Nobel Peace Prizes can seem too quick, even quixotic, when they're awarded.
And in fact there's often an aspirational aspect to the award, as there was last year, when Colombian President Juan Manuel Santos received the honor just days after Colombian voters rejected a plebiscite on a peace deal he hammered out with rebel fighters.
Or in 1976, when Mairead Corrigan and Betty Williams were honored for their efforts to bring peace to Northern Ireland, only to have "the troubles" continue for years.
Other relatively recent examples were in 1983, when the laureate was labor leader Lech Walesa, and in 1984, when it was Bishop Desmond Tutu, years before the yokes of communism and apartheid were lifted from Poles and South Africans.

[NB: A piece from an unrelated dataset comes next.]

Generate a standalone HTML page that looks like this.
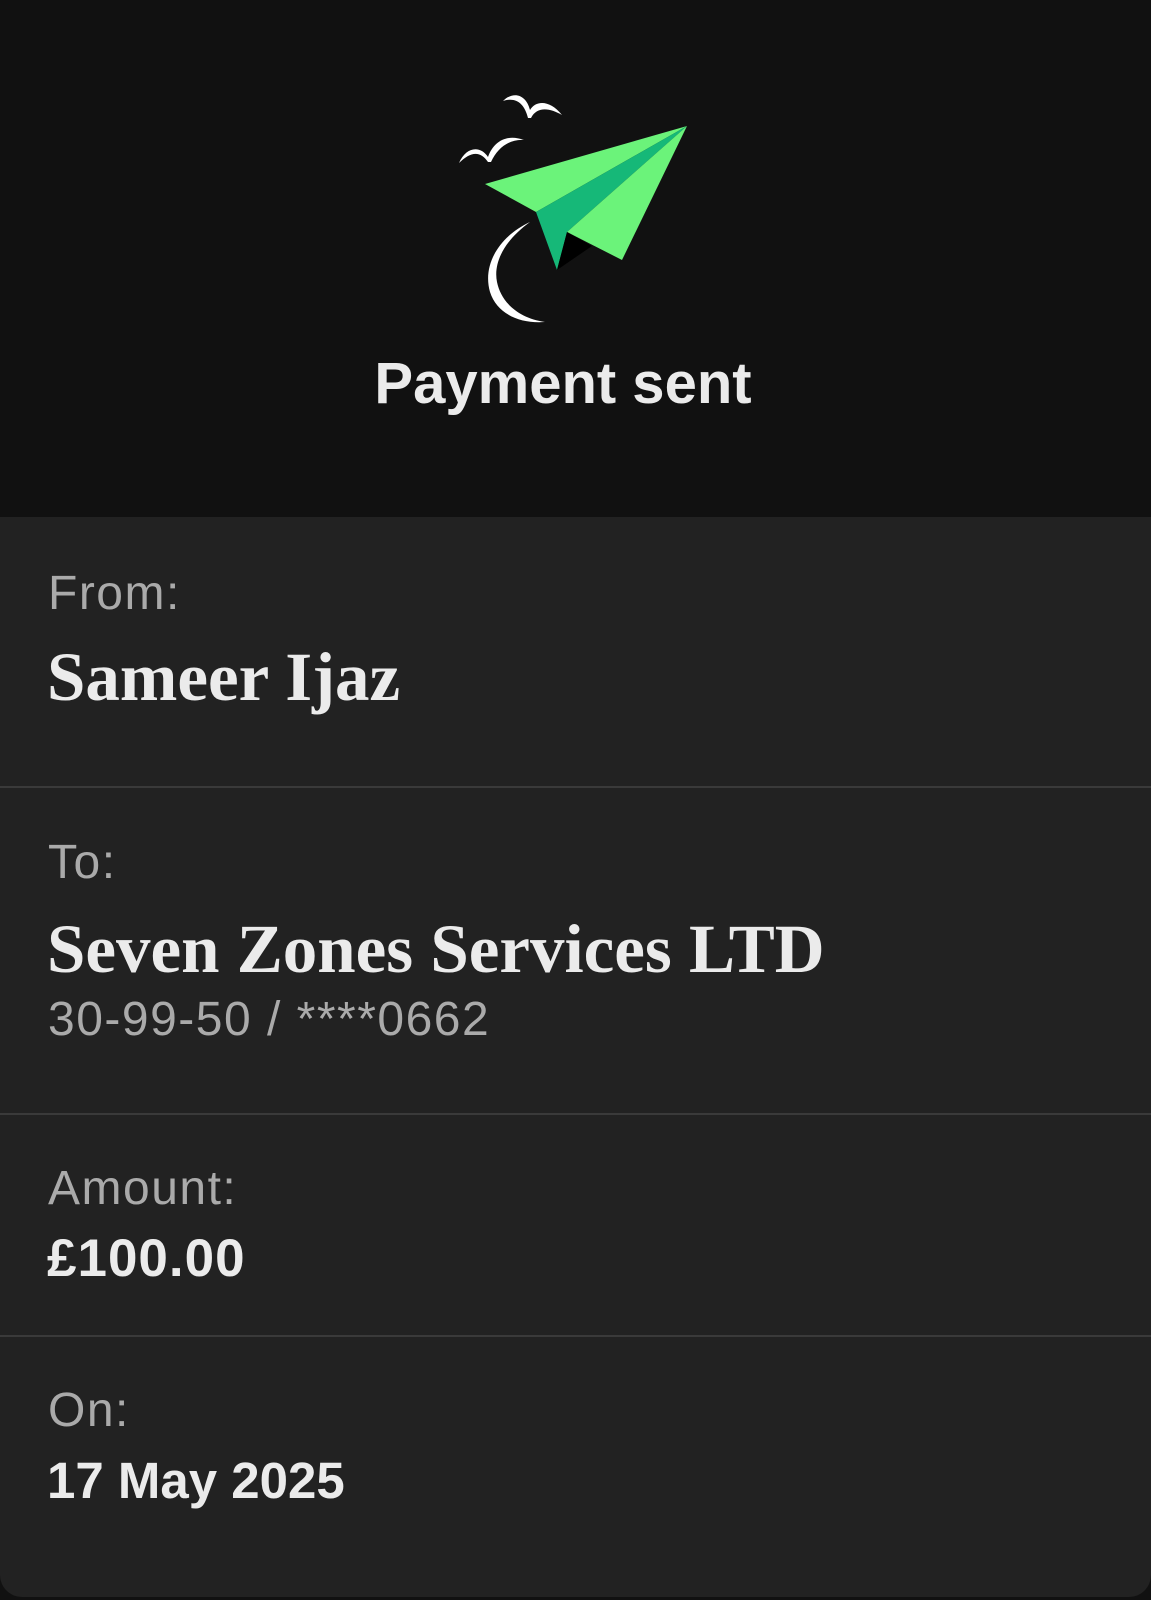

Well before, four European envoys were recognized for "Franco-German reconciliation" in 1925 and 1926. And Woodrow Wilson and Leon Bourgeois won the prize as "campaigners for the League of Nations" in 1919 and 1920. That early-century idealism was incinerated in the cauldron of World War II.
And yet today, those Peace Prizes look respectable, if not prescient.
Peace is apace in Bogota and beyond as Colombian lawmakers approved a revived treaty. Northern Ireland has been relatively untroubled for years after the "Good Friday agreement," which earned David Hume and John Trimble Nobels in 1998. Poland and South Africa are thriving, if messy, democracies. The United Nations (2001 laureate) has risen from the ashes of the League of Nations. And Angela Merkel and Emmanuel Macron's electoral victories this year have revived hope that a revitalized Franco-German alliance can lead Europe through its serial crises.
So in that context, perhaps it's not so surprising that on Friday the Norwegian Nobel Committee awarded the 2017 Nobel Peace Prize to the Geneva-based International Coalition to Abolish Nuclear Weapons (ICAN) "for its work to draw attention to the catastrophic humanitarian consequences of any use of nuclear weapons and for its groundbreaking efforts to achieve a treaty-based prohibition of such weapons."